Эти мотивы высказаны им в статье «О завтрашней поэзии», написанной уже после октябрьского переворота и напечатанной в эсеровской газете «Понедельник Власти народа» (2 февраля 1918 года). Краткая картина современной поэзии, которую дает Ходасевич, обычна для него: чрезвычайное преувеличение значения символистов и такая же радикальная недооценка собственного поколения, которому он приписывает «хилость мысли и чувства», прикрытую мастерством формы:
«Не хлебом насущным — пирожным стала молодая русская поэзия. Она приторна — и не питательна. Она румяна, ибо нарумянена. Она недолговечна.
Но когда в муке заводится моль, бескровное существо с бессильными крылышками, — мудрый хозяин пересыпает и ворошит весь мешок, до самого дна. Наш хозяин и делает это рукой революции. Вся Россия ныне перетряхается, пересыпается в новый мешок. Гигантская созидательная работа становится задачей завтрашнего дня. Эпохе критической предстоит смениться эпохой творческой.

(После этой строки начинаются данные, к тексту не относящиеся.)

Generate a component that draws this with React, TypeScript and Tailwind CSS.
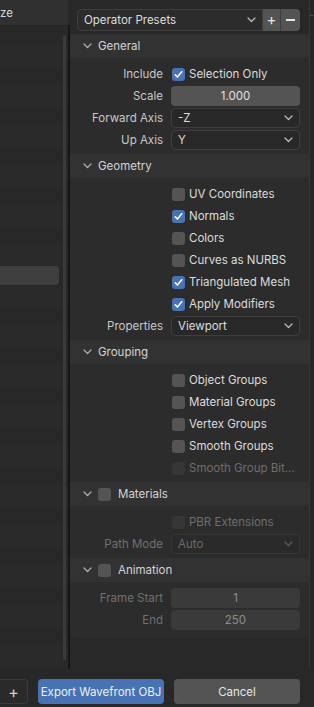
import React from 'react';

const font = { fontFamily: 'Inter, "Noto Sans", sans-serif' };

const Chevron: React.FC<{ className?: string }> = ({ className = '' }) => (
  <svg width="9" height="6" viewBox="0 0 9 6" fill="none" className={className}>
    <path d="M1 1L4.5 4.5L8 1" stroke="currentColor" strokeWidth="1.2" strokeLinecap="round" strokeLinejoin="round" />
  </svg>
);

const Check: React.FC<{ on?: boolean; off?: boolean }> = ({ on, off }) => (
  <div
    className={`w-[13px] h-[13px] rounded-[3px] flex items-center justify-center shrink-0 ${
      on ? 'bg-[#4772b3]' : off ? 'bg-[#363636]' : 'bg-[#545454]'
    }`}
  >
    {on && (
      <svg width="11" height="11" viewBox="0 0 11 11" fill="none">
        <path d="M2.2 5.8L4.4 8L8.8 2.8" stroke="#ffffff" strokeWidth="1.6" strokeLinecap="round" strokeLinejoin="round" />
      </svg>
    )}
  </div>
);

const Row: React.FC<{ label?: string; off?: boolean; children: React.ReactNode }> = ({ label, off, children }) => (
  <div className="flex h-[20px] items-center">
    <div className={`w-[101px] pr-[8px] text-right whitespace-nowrap ${off ? 'text-[#707070]' : 'text-[#c8c8c8]'}`}>
      {label}
    </div>
    <div className="w-[129px]">{children}</div>
  </div>
);

const CheckRow: React.FC<{ text: string; on?: boolean; off?: boolean }> = ({ text, on, off }) => (
  <Row>
    <div className="flex items-center gap-[4px] pl-[1px]">
      <Check on={on} off={off} />
      <span className={`whitespace-nowrap ${off ? 'text-[#6e6e6e]' : 'text-[#dcdcdc]'}`}>{text}</span>
    </div>
  </Row>
);

const Select: React.FC<{ value: string; off?: boolean }> = ({ value, off }) => (
  <div
    className={`h-[20px] rounded-[4px] border flex items-center justify-between pl-[6px] pr-[6px] ${
      off ? 'bg-[#2a2a2a] border-[#363636] text-[#6a6a6a]' : 'bg-[#282828] border-[#3e3e3e] text-[#dcdcdc]'
    }`}
  >
    <span>{value}</span>
    <Chevron className={off ? 'text-[#5a5a5a]' : 'text-[#bdbdbd]'} />
  </div>
);

const NumField: React.FC<{ value: string; off?: boolean }> = ({ value, off }) => (
  <div
    className={`h-[20px] rounded-[4px] flex items-center justify-center ${
      off ? 'bg-[#3a3a3a] text-[#8c8c8c]' : 'bg-[#545454] text-[#e0e0e0]'
    }`}
  >
    {value}
  </div>
);

const Panel: React.FC<{ title: string; toggle?: boolean; last?: boolean; children: React.ReactNode }> = ({
  title,
  toggle,
  last,
  children,
}) => (
  <div className={`bg-[#2c2c2c] ${last ? 'rounded-b-[5px] pb-[8px]' : 'pb-[4px]'}`}>
    <div className="h-[24px] bg-[#323232] flex items-center pl-[13px] text-[#d4d4d4]">
      <Chevron className="text-[#b0b0b0]" />
      {toggle ? (
        <div className="flex items-center ml-[6px] gap-[7px]">
          <Check />
          <span>{title}</span>
        </div>
      ) : (
        <span className="ml-[6px]">{title}</span>
      )}
    </div>
    <div className="pt-[6px] flex flex-col gap-[2px]">{children}</div>
  </div>
);

export default function App() {
  const rows = Array.from({ length: 33 }, (_, i) => i);

  return (
    <div className="w-[314px] h-[707px] bg-[#282828] flex flex-col overflow-hidden text-[11.5px] leading-[16px]" style={font}>
      <div className="flex h-[669px]">
        {/* file list */}
        <div className="w-[68px] flex flex-col relative overflow-hidden">
          <div className="h-[26px] shrink-0 bg-[#303030] border-b border-[#232323] flex items-center text-[#d6d6d6]">
            <span>ze</span>
          </div>
          <div className="flex-1 flex flex-col">
            {rows.map((i) => (
              <div key={i} className={`h-[20px] shrink-0 ${i % 2 ? 'bg-[#2a2a2a]' : 'bg-[#282828]'}`}>
                {i === 12 && <div className="h-[19px] w-[59px] rounded-r-[4px] bg-[#3f3f3f]" />}
              </div>
            ))}
          </div>
          <div className="absolute left-[63px] top-[35px] w-[3px] h-[625px] rounded-full bg-[#3a3a3a]" />
        </div>
        <div className="w-[2px] bg-[#161616] mt-[25px]" />

        {/* operator settings */}
        <div className="w-[239px] flex flex-col">
          <div className="pt-[9px] pl-[7px] pr-[9px] flex">
            <div className="w-[186px] h-[22px] rounded-l-[4px] border border-[#3e3e3e] bg-[#2c2c2c] flex items-center justify-between pl-[6px] pr-[6px] text-[#dcdcdc]">
              <span>Operator Presets</span>
              <Chevron className="text-[#bdbdbd]" />
            </div>
            <div className="w-[18px] h-[22px] bg-[#545454] border-r border-[#3e3e3e] flex items-center justify-center text-[#e6e6e6] text-[15px]">
              +
            </div>
            <div className="w-[19px] h-[22px] bg-[#545454] rounded-r-[4px] flex items-center justify-center">
              <div className="w-[9px] h-[1.5px] bg-[#e6e6e6]" />
            </div>
          </div>

          <div className="mt-[3px] flex flex-col">
            <Panel title="General">
              <Row label="Include">
                <div className="flex items-center gap-[4px] pl-[1px]">
                  <Check on />
                  <span className="text-[#dcdcdc]">Selection Only</span>
                </div>
              </Row>
              <Row label="Scale">
                <NumField value="1.000" />
              </Row>
              <Row label="Forward Axis">
                <Select value="-Z" />
              </Row>
              <Row label="Up Axis">
                <Select value="Y" />
              </Row>
            </Panel>

            <Panel title="Geometry">
              <CheckRow text="UV Coordinates" />
              <CheckRow text="Normals" on />
              <CheckRow text="Colors" />
              <CheckRow text="Curves as NURBS" />
              <CheckRow text="Triangulated Mesh" on />
              <CheckRow text="Apply Modifiers" on />
              <Row label="Properties">
                <Select value="Viewport" />
              </Row>
            </Panel>

            <Panel title="Grouping">
              <CheckRow text="Object Groups" />
              <CheckRow text="Material Groups" />
              <CheckRow text="Vertex Groups" />
              <CheckRow text="Smooth Groups" />
              <CheckRow text="Smooth Group Bit..." off />
            </Panel>

            <Panel title="Materials" toggle>
              <CheckRow text="PBR Extensions" off />
              <Row label="Path Mode" off>
                <Select value="Auto" off />
              </Row>
            </Panel>

            <Panel title="Animation" toggle last>
              <Row label="Frame Start" off>
                <NumField value="1" off />
              </Row>
              <Row label="End" off>
                <NumField value="250" off />
              </Row>
            </Panel>
          </div>
        </div>

        <div className="w-[1px] bg-[#363636]" />
        <div className="flex-1 bg-[#272727] flex flex-col">
          <div className="mt-[15px] h-[1px] w-[3px] bg-[#7a3a44]" />
        </div>
      </div>

      {/* bottom bar */}
      <div className="flex-1 flex items-start pt-[10px]">
        <div className="w-[28px] h-[25px] rounded-r-[4px] border border-l-0 border-[#3a3a3a] bg-[#2a2a2a] flex items-center justify-center text-[#d0d0d0] text-[16px]">
          +
        </div>
        <div className="ml-[10px] w-[126px] h-[25px] rounded-[4px] bg-[#4772b3] flex items-center justify-center text-[#f0f0f0]">
          Export Wavefront OBJ
        </div>
        <div className="ml-[10px] w-[126px] h-[25px] rounded-[4px] bg-[#545454] flex items-center justify-center text-[#e6e6e6]">
          Cancel
        </div>
      </div>
    </div>
  );
}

В этой деятельной и бодрящей атмосфере русская поэзия от ее нынешних маленьких тем, от душного интимизма неизбежно должна обратиться к вечным, основным проблемам человеческого духа, должна снова стать необходимой для каждого, кто действительно ищет и мыслит; ее аудиторией снова станут все живые, а не „немногие утонченные“. Она станет народной в истинном смысле слова. Она будет меньше говорить, но нужнее; печь хлебы, а не пирожное»
[359]
.
Соблазн «больших тем» и «народности» вечен; в 1918 году трудно было предположить, как в недалеком будущем повлияет он на пути искусства. В тот момент Ходасевича могли привлекать аналогии из времен Великой французской революции (переход от вертлявого рококо к мощным композициям Жака Луи Давида). Мог он, знаток пушкинской эпохи, держать в уме и статью Вильгельма Кюхельбекера «О направлении нашей поэзии, особенно лирической, в последнее десятилетие» (1823) — перекличка с ней кажется очевидной:
«О да, увлекаясь предметами высокими, передавая векам подвиги героев и славу Отечества, воспаряя к престолу Неизреченного и пророчествуя пред благоговеющим народом, парит, гремит, блещет, порабощает слух и душу читателя. <…>
В элегии — новейшей и древней — стихотворец говорит об самом себе, об своих скорбях и наслаждениях. <…> Она только тогда занимательна, когда, подобно нищему, ей удастся (сколь жалкое предназначение!) вымолить, выплакать участие или когда свежестью, игривою пестротою цветов, которыми осыпает предмет свой, на миг приводит в забвение ничтожность его»
[360]
.
Разумеется, Ходасевич понимал задачи поэзии шире, чем строгий Кюхельбекер: неслучайно в том же 1917 году им написана статья про «Гавриилиаду» — отзыв на ее первую полную публикацию в России (для чего потребовалась революция). Ходасевич видит в богохульной пушкинской поэме аналогию итальянской живописи эпохи Возрождения: «Кишиневские „рогачи“ и повесы так же служили моделями Пушкину, как венецианские куртизанки — Веронезу»
[361]
. В «Гавриилиаде» он видел «нежное сияние любви к миру, к земле», чуждое современным «утонченникам». Жизнелюбие «барина» Державина и «поклонника Вакха и Киприды» Пушкина для Ходасевича занимает законное место в народном, монументальном, всечеловеческом искусстве будущего, рядом с «вечными проблемами человеческого духа».